Hanagasa, Kasa, and Geisha, Oh, My!
After I had been photographing geisha and maiko for a few years, I wanted to try something new. I had photographed them dancing many times, but only with their mai ougi (dance fans). I wanted to try some new props, like hanagasa (flower hats), kasa (umbrellas), and maple leaf branches.
The hanagasa and maple leaf branches were no problem at all. Through my friends at the ochaya where I regularly photograph, I could rent them directly from the Gion Kobu Nyokoba (the school where Gion's geiko and maiko learn to dance).
The most common hanagasa have pale pink and yellow flowers, and the maple leaf branches are a bright reddish orange. Both props photograph beautifully.
Then I asked for an umbrella or parasol (kasa). I had seen them used in dances at Kyo Odori and elsewhere, and I was dying to make some photographs of a maiko or geiko dancing with one. As a result, I was particularly excited the day I was to photograph the maiko Makiko dancing with one.
When I got to the teahouse, the first thing I asked my friend was, "Did the umbrella come?"
"It's upstairs," he told me, meaning the room where I was going to photograph. When I got there, I saw the umbrella wrapped in a bag. I rushed over to it. Would it be bright red? Pink? Some other color that would look wonderful in my photographs?
When I took the umbrella out of the bag, I could only stare at it. It was a light charcoal gray. It would look great in a black and white photograph, but I wanted color. Bright color!
My disappointment must have showed. "You don't like it?" my friend asked. "Don't they have any other colors?" I responded. He said he would check and went downstairs to make a phone call.

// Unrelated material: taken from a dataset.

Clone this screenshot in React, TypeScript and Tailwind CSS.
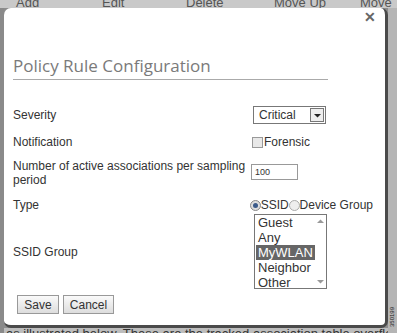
import React from "react";

// ポリシールール設定ダイアログ

const font = { fontFamily: "Tahoma, 'Liberation Sans', Arial, sans-serif" };

function Arrow({ up, color = "#999" }: { up: boolean; color?: string }) {
    return (
        <svg width="7" height="5" viewBox="0 0 7 5">
            <path d={up ? "M0 4 L3.5 0.5 L7 4 Z" : "M0 1 L3.5 4.5 L7 1 Z"} fill={color} />
        </svg>
    );
}

export default function App() {
    const groups = ["Guest", "Any", "MyWLAN", "Neighbor", "Other"];
    return (
        <div className="w-[397px] h-[333px] overflow-hidden bg-[#8d8d8d] flex flex-col" style={font}>
            <div className="h-[8px] bg-[#c9c9c9] flex text-[13px] leading-[10px] text-[#555] overflow-hidden items-end whitespace-nowrap">
                <span className="pl-[16px] w-[70px]">Add</span>
                <span className="w-[90px] pl-[32px]">Edit</span>
                <span className="w-[88px] pl-[26px]">Delete</span>
                <span className="w-[92px] pl-[26px]">Move Up</span>
                <span className="pl-[20px]">Move</span>
            </div>
            <div className="flex-1 flex min-h-0">
                <div className="w-[4px] bg-[#8a8a8a]" />
                <div className="w-[384px] flex flex-col">
                    <div className="h-[320px] bg-white rounded-[7px] border-r-[3px] border-b-[3px] border-[#4a4a4a] flex flex-col pl-[9px] pr-[12px] text-[12px] text-[#333] whitespace-nowrap">
                        <div className="flex justify-end pt-[1px] -mr-[3px]">
                            <span className="text-[14px] font-bold text-[#666] leading-[16px]">✕</span>
                        </div>
                        <div className="mt-[30px] w-[315px] border-b border-[#aaa] pb-[2px] text-[17px] text-[#7a7a7a] leading-[22px]" style={{ fontFamily: "'Open Sans', 'Noto Sans', sans-serif" }}>
                            Policy Rule Configuration
                        </div>
                        <div className="mt-[26px] flex items-center h-[18px]">
                            <span className="w-[240px]">Severity</span>
                            <div className="flex items-center border border-[#777] h-[18px] w-[73px]">
                                <span className="flex-1 pl-[5px]">Critical</span>
                                <span className="w-[14px] h-[14px] mr-[1px] border border-[#777] bg-[#eee] flex items-center justify-center">
                                    <Arrow up={false} color="#222" />
                                </span>
                            </div>
                        </div>
                        <div className="mt-[9px] flex items-center h-[18px]">
                            <span className="w-[239px]">Notification</span>
                            <span className="w-[11px] h-[11px] border border-[#999] bg-[#e8e8e8]" />
                            <span className="pl-[1px]">Forensic</span>
                        </div>
                        <div className="mt-[8px] flex items-start">
                            <span className="w-[238px] leading-[14px] whitespace-normal">Number of active associations per sampling period</span>
                            <span className="mt-[5px] w-[47px] h-[16px] border border-[#999] text-[9px] leading-[14px] pl-[3px]">100</span>
                        </div>
                        <div className="mt-[9px] flex items-center h-[18px]">
                            <span className="w-[240px]">Type</span>
                            <span className="w-[11px] h-[11px] rounded-full border border-[#888] bg-[#ddd] flex items-center justify-center">
                                <span className="w-[5px] h-[5px] rounded-full bg-[#3a5a8a]" />
                            </span>
                            <span>SSID</span>
                            <span className="w-[11px] h-[11px] rounded-full border border-[#aaa] bg-[#eee]" />
                            <span>Device Group</span>
                        </div>
                        <div className="flex items-center">
                            <span className="w-[241px]">SSID Group</span>
                            <div className="w-[73px] h-[75px] border border-[#777] flex">
                                <div className="flex-1 flex flex-col text-[13px] leading-[15px] pl-[1px]">
                                    {groups.map((g) => (
                                        <span key={g} className={g === "MyWLAN" ? "bg-[#666] text-white px-[2px]" : "px-[2px]"}>{g}</span>
                                    ))}
                                </div>
                                <div className="w-[15px] flex flex-col justify-between items-center py-[4px]">
                                    <Arrow up />
                                    <Arrow up={false} />
                                </div>
                            </div>
                        </div>
                        <div className="mt-[6px] flex gap-[4px] pl-[4px]">
                            <button className="h-[19px] w-[42px] border border-[#999] bg-gradient-to-b from-[#fafafa] to-[#ddd] text-[12px] text-[#333]">Save</button>
                            <button className="h-[19px] w-[51px] border border-[#999] bg-gradient-to-b from-[#fafafa] to-[#ddd] text-[12px] text-[#333]">Cancel</button>
                        </div>
                    </div>
                    <div className="flex-1 overflow-hidden bg-[#bdbdbd] text-[13px] leading-[12px] text-[#333] whitespace-nowrap pl-[2px]">
                        as illustrated below. These are the tracked association table overflows
                    </div>
                </div>
                <div className="flex-1 bg-[#b5b5b5] flex items-end justify-center pb-[6px]">
                    <span className="text-[6px] text-[#222] [writing-mode:vertical-rl] rotate-180">350199</span>
                </div>
            </div>
        </div>
    );
}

When he came back, he said in an imperious voice, "In the Inoue School, maiko and geiko dance with gray umbrellas and ONLY gray umbrellas." For those of you who might not know, the Inoue School is the only form of dance practiced in Gion, and it has been since the late 1800s.
So, basically, I had committed heresy by asking for a different colored umbrella! Fortunately, I was not banished from Gion forever for my unforgivable sin, but I was forced to use that gray umbrella.
I was also lucky because I was going to photograph Makiko against a light gray background that day, so the darker gray umbrella would actually go well with the backdrop. Makiko was also wearing a striking yellow kimono, so there was plenty of color in the photographs.
Fortunately, there are no rules in Gion Kobu about the colors of hanagasa, so after using the standard pink and yellow hanagasa a few times, most notably with the maiko Takahina, I started searching for different variations of hanagasa to use in my photo sessions.
The first one I found is the one posted here, used by the geiko Mamehana in the dance also titled "Hanagasa." I think Mamehana's deep purple kimono and the red of her lips and eye shadow go well with the red and purple flowers of the hanagasa, so I was pleased with this day's work.
I always try to art direct my photo sessions to the best of my ability, but as I hope this post shows, tradition often makes that difficult! See you next month!